• **Raw data**:

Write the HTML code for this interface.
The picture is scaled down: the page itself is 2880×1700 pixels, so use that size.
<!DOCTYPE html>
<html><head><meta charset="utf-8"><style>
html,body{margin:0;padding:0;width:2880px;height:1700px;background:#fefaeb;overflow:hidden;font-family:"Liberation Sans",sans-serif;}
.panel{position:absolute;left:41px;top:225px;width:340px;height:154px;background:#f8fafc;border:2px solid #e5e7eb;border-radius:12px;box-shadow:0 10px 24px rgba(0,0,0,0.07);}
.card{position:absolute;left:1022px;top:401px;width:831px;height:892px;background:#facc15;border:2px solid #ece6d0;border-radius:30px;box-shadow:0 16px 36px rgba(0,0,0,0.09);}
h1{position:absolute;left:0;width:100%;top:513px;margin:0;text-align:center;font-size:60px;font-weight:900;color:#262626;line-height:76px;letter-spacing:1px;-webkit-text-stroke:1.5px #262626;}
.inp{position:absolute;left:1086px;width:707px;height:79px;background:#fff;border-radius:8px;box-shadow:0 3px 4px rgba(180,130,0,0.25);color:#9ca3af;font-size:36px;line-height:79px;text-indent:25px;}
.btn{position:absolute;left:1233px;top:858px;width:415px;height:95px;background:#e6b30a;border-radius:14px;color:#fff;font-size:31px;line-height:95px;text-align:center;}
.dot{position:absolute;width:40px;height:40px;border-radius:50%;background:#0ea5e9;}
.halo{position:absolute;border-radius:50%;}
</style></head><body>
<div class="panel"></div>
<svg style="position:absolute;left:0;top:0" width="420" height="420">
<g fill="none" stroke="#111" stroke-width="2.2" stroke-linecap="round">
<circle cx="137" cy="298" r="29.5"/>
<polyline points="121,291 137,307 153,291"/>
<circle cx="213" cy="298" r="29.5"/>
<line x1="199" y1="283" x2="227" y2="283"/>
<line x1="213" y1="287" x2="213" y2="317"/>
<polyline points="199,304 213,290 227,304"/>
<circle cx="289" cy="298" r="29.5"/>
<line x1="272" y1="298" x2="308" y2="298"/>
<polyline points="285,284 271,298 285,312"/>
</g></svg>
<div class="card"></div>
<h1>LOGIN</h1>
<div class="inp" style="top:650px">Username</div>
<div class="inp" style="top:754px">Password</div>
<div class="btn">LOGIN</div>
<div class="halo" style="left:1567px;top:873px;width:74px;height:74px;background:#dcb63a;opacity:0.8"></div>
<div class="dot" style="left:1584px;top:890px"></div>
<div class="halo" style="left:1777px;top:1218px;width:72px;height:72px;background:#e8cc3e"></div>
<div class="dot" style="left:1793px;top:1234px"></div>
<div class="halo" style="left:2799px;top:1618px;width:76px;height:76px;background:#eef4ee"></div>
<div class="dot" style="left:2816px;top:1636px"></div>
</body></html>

• **Required task**: All the data must be duplicated exactly, with nothing added or removed.

• **Output of the task**:
Write the HTML code for this interface.
The picture is scaled down: the page itself is 2880×1700 pixels, so use that size.
<!DOCTYPE html>
<html><head><meta charset="utf-8"><style>
html,body{margin:0;padding:0;width:2880px;height:1700px;background:#fefaeb;overflow:hidden;font-family:"Liberation Sans",sans-serif;}
.panel{position:absolute;left:41px;top:225px;width:340px;height:154px;background:#f8fafc;border:2px solid #e5e7eb;border-radius:12px;box-shadow:0 10px 24px rgba(0,0,0,0.07);}
.card{position:absolute;left:1022px;top:401px;width:831px;height:892px;background:#facc15;border:2px solid #ece6d0;border-radius:30px;box-shadow:0 16px 36px rgba(0,0,0,0.09);}
h1{position:absolute;left:0;width:100%;top:513px;margin:0;text-align:center;font-size:60px;font-weight:900;color:#262626;line-height:76px;letter-spacing:1px;-webkit-text-stroke:1.5px #262626;}
.inp{position:absolute;left:1086px;width:707px;height:79px;background:#fff;border-radius:8px;box-shadow:0 3px 4px rgba(180,130,0,0.25);color:#9ca3af;font-size:36px;line-height:79px;text-indent:25px;}
.btn{position:absolute;left:1233px;top:858px;width:415px;height:95px;background:#e6b30a;border-radius:14px;color:#fff;font-size:31px;line-height:95px;text-align:center;}
.dot{position:absolute;width:40px;height:40px;border-radius:50%;background:#0ea5e9;}
.halo{position:absolute;border-radius:50%;}
</style></head><body>
<div class="panel"></div>
<svg style="position:absolute;left:0;top:0" width="420" height="420">
<g fill="none" stroke="#111" stroke-width="2.2" stroke-linecap="round">
<circle cx="137" cy="298" r="29.5"/>
<polyline points="121,291 137,307 153,291"/>
<circle cx="213" cy="298" r="29.5"/>
<line x1="199" y1="283" x2="227" y2="283"/>
<line x1="213" y1="287" x2="213" y2="317"/>
<polyline points="199,304 213,290 227,304"/>
<circle cx="289" cy="298" r="29.5"/>
<line x1="272" y1="298" x2="308" y2="298"/>
<polyline points="285,284 271,298 285,312"/>
</g></svg>
<div class="card"></div>
<h1>LOGIN</h1>
<div class="inp" style="top:650px">Username</div>
<div class="inp" style="top:754px">Password</div>
<div class="btn">LOGIN</div>
<div class="halo" style="left:1567px;top:873px;width:74px;height:74px;background:#dcb63a;opacity:0.8"></div>
<div class="dot" style="left:1584px;top:890px"></div>
<div class="halo" style="left:1777px;top:1218px;width:72px;height:72px;background:#e8cc3e"></div>
<div class="dot" style="left:1793px;top:1234px"></div>
<div class="halo" style="left:2799px;top:1618px;width:76px;height:76px;background:#eef4ee"></div>
<div class="dot" style="left:2816px;top:1636px"></div>
</body></html>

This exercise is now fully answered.